El primer trabajo de A dónde van… fue un mapa de las fosas del país, una de las capas de la geografía del dolor, expresión tomada de otro trabajo, hermano del primero, publicado años antes por la fotoperiodista Mónica González. Turati y su equipo descubrieron que en el país se habían ubicado más de 2.000 fosas clandestinas en los últimos años. En México, desaparecidos y fosas van de la mano. Muchos de los que no están aparecen semanas, meses, años más tarde, en un agujero perdido en la loma de cualquier cerro.
Si la violencia que ha engendrado esta red de fosas clandestinas en todo el territorio resulta insoportable, la respuesta institucional no le va a la zaga. Parte de aquel especial de A donde van… y de los que ella y su equipo han levantado en los años siguientes apunta precisamente al segundo punto. Lo mismo ocurre ahora con San Fernando: última parada. Cuando en abril de 2011, militares empezaron a sacar cuerpos de fosas, la primera inquietud de los gobiernos fue la inminente temporada turística de semana santa.
No fue solo una anécdota. De hecho, lo que vino después fue peor. Cuando los cadáveres empezaron a acumularse en las morgues del noreste, para evitar ruido de cámaras y familias, los investigadores empezaron a sacar cuerpos de allí. Algunos se los llevaron incluso a Ciudad de México. Más tarde, decidieron que parte de los cuerpos que sacaban tenían que ver, en realidad, con un caso distinto al resto, sin aportar argumento alguno…

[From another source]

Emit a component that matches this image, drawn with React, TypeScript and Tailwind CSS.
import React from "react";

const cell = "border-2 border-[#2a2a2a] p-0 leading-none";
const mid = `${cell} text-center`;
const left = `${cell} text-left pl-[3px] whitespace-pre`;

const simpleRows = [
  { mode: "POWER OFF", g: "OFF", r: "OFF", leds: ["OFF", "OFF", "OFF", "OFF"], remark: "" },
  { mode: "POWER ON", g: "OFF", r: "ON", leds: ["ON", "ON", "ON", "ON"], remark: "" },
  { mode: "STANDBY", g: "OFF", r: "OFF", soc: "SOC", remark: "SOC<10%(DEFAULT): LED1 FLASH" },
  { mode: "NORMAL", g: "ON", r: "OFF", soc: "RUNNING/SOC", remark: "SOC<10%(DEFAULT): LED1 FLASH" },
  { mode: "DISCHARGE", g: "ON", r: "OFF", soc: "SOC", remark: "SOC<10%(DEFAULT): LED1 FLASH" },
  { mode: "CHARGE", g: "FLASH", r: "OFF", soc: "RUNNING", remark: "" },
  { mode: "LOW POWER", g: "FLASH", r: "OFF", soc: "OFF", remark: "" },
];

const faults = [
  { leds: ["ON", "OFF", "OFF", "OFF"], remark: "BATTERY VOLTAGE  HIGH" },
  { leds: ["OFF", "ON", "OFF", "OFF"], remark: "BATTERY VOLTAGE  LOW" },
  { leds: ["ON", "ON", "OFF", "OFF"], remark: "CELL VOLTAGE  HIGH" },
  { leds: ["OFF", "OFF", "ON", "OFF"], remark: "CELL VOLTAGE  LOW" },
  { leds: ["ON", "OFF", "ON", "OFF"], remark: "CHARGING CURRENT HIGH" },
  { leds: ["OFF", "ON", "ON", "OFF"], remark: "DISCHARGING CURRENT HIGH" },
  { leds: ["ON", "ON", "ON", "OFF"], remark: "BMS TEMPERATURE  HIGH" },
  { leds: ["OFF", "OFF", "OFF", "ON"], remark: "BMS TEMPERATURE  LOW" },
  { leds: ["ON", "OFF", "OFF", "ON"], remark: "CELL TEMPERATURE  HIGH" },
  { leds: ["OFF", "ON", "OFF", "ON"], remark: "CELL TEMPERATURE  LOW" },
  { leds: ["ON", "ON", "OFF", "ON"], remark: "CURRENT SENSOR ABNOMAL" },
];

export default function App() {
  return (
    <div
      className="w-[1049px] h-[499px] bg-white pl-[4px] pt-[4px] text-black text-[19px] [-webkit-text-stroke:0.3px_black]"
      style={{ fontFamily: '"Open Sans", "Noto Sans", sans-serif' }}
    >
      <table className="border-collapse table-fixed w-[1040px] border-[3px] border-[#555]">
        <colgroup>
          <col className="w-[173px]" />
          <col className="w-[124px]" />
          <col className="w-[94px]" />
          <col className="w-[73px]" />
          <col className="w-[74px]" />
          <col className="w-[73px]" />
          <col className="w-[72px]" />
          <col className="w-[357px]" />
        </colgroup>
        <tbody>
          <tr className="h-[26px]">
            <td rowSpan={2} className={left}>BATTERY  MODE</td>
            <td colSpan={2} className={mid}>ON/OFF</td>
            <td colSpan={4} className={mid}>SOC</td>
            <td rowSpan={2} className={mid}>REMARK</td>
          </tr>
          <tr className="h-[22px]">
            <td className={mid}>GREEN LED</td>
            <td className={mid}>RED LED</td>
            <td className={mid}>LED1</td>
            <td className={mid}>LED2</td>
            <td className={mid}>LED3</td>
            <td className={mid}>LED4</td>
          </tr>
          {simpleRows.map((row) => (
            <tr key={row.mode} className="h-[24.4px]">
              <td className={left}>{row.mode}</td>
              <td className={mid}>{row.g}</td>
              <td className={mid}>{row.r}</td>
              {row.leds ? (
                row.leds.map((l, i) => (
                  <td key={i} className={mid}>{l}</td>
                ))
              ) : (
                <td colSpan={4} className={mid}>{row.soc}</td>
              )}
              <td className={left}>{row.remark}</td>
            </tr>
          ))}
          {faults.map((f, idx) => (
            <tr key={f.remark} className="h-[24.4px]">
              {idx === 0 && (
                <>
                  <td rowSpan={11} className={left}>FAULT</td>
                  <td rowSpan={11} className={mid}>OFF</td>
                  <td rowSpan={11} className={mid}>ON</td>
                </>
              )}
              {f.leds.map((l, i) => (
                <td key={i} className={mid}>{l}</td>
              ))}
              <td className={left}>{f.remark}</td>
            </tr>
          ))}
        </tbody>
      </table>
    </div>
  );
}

“Siempre he dicho que San Fernando me ayudó a leer luego Ayotzinapa”, dice la reportera, recordando el caso de la desaparición de 43 estudiantes rurales, en 2014, en el centro de México. “Es el mismo patrón, todo. O sea, es SEIDO”, añade, en referencia a la unidad de la Fiscalía federal que asumió las investigaciones en ambos casos. “Es SEIDO con la misma gente, apoyados en servicios periciales, es la lógica de fragmentar expedientes, de no querer levantar denuncias, no querer que las familias se unan, meter rápido a fosas comunes a los desaparecidos. O sea, desaparecer a los desaparecidos para que no se hable de violencia”, zanja.